I'll mention that I was also wondering the same thing as @benvanik. With the "start in-order, complete out-of-order" behavior of a queue, I was also wondering if it could behave as:

1. Submit A
2. A starts, checks wait semaphore and goes to sleep
3. Submit B
4. B starts, completes work and signals semaphore
5. A wakes up

I don't think it hurts to be explicit in section 6.6, since it does state "behavior is well-defined and applications can submit work via vkQueueSubmit which defines a timeline semaphore wait operation before submitting a corresponding semaphore signal operation.". I understand this sentence is caveated by rules stated in other sections, but it seems worthwhile to make it clear here that the above sentence is 'except for submissions within the same queue'.

[hooyuser]

I've also imagined things like

1. Submit A
2. A starts, checks wait semaphore and goes to sleep
3. Submit B
4. B starts, completes work and signals semaphore
5. A wakes up

could happen. Not relying upon the discussion here, it isn't really explicit for me to realize that wait-before-signal behavior succeeds between different queues or between host and queues, but fails within a single queue.

[artem-lunarg]

@benvanik I can't provide a quote from the specification that explicitly addresses the above single queue scenario, but I'll try to show the possibility of the deadlock by using the proof by contradiction.

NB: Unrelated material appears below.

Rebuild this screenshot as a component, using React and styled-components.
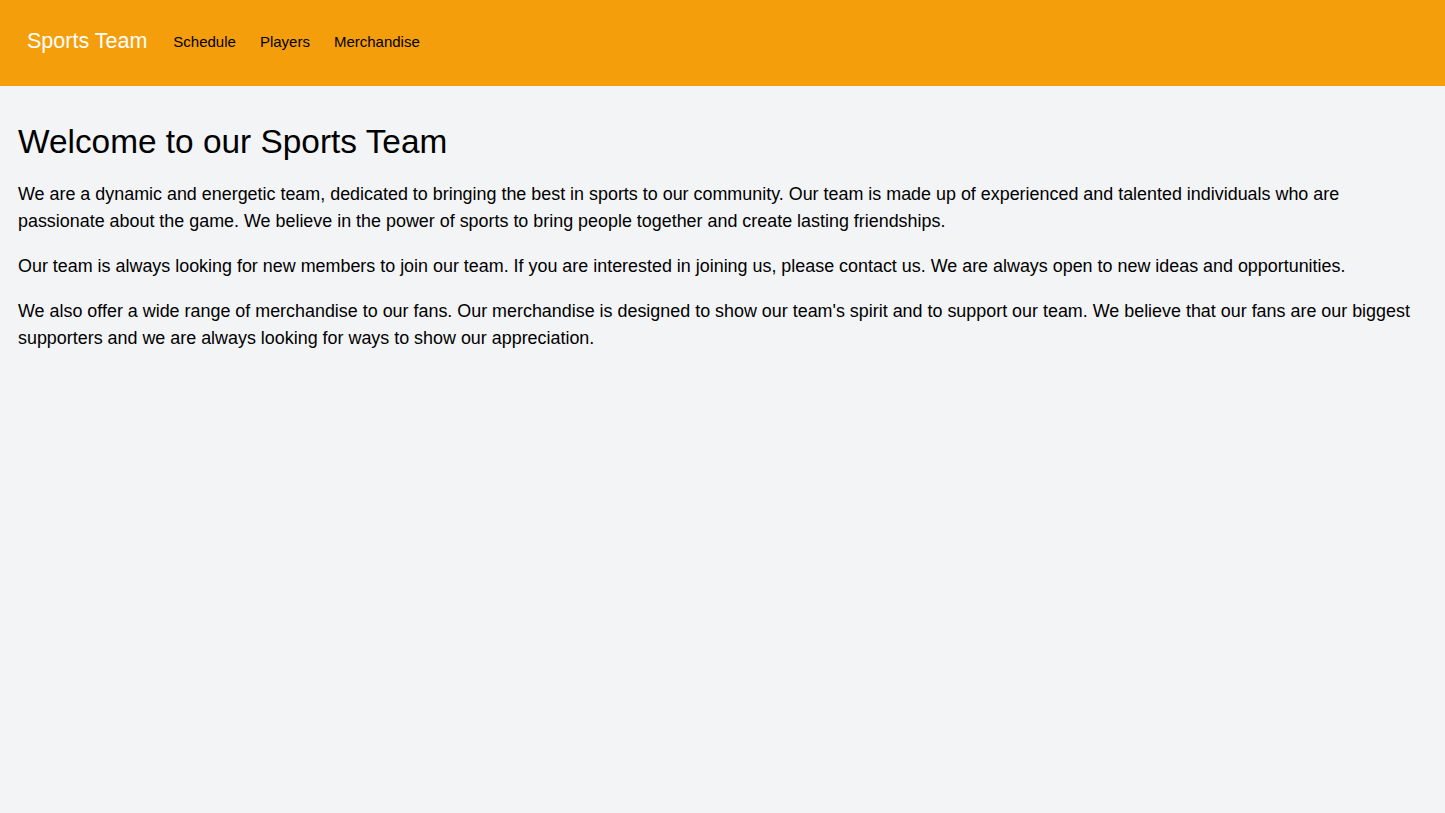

Lets assume that a signal after the wait on the same queue has a chance to happen. According to section 7.4.1, this signal defines a memory dependency and the first scope includes all previous commands:

Semaphore signal operations that are defined by vkQueueSubmit or vkQueueSubmit2 additionally include all commands that occur earlier in submission order.

It means that the first scope of the signal also includes the semaphore wait operation (it predates signal in the suggested scenario).

The second scope according to the specification:

The second synchronization scope includes only the semaphore signal operation.

Memory dependency is also an execution dependency and the latter guarantees that the first scope happens-before the second scope. In our case wait operation (the first scope) happens-before signal operation (the second scope) and that's a contradiction, because happens-before here means that wait actually finishes before signal. This proves that the original assumption is incorrect.

[artem-lunarg]

Another useful place is Section 3.2.1 Queue Operations, which is approximately the same idea as I wrote above:

Before a fence or semaphore is signaled, it is guaranteed that any previously submitted queue operations have completed execution, and that memory writes from those queue operations are available to future queue operations.

[nunyabidnezz]

Can vkQueueSubmit() block on the wait and not return?

From https://docs.vulkan.org/guide/latest/queues.html

How a VkQueue is mapped to the underlying hardware is implementation-defined. Some implementations will have multiple hardware queues and submitting work to multiple VkQueue​s will proceed independently and concurrently. Some implementations will do scheduling at a kernel driver level before submitting work to the hardware. There is no current way in Vulkan to expose the exact details how each VkQueue is mapped.

Does "Some implementations will do scheduling at a kernel driver level before submitting work to the hardware" mean that some implementations may stall?

In the above examples, single thread, if using multiple queues in a single thread to do the signal and wait on each separate queue. Would it be possible to assume that this would work globally? Or would it be required to place each queue operation on a separate thread?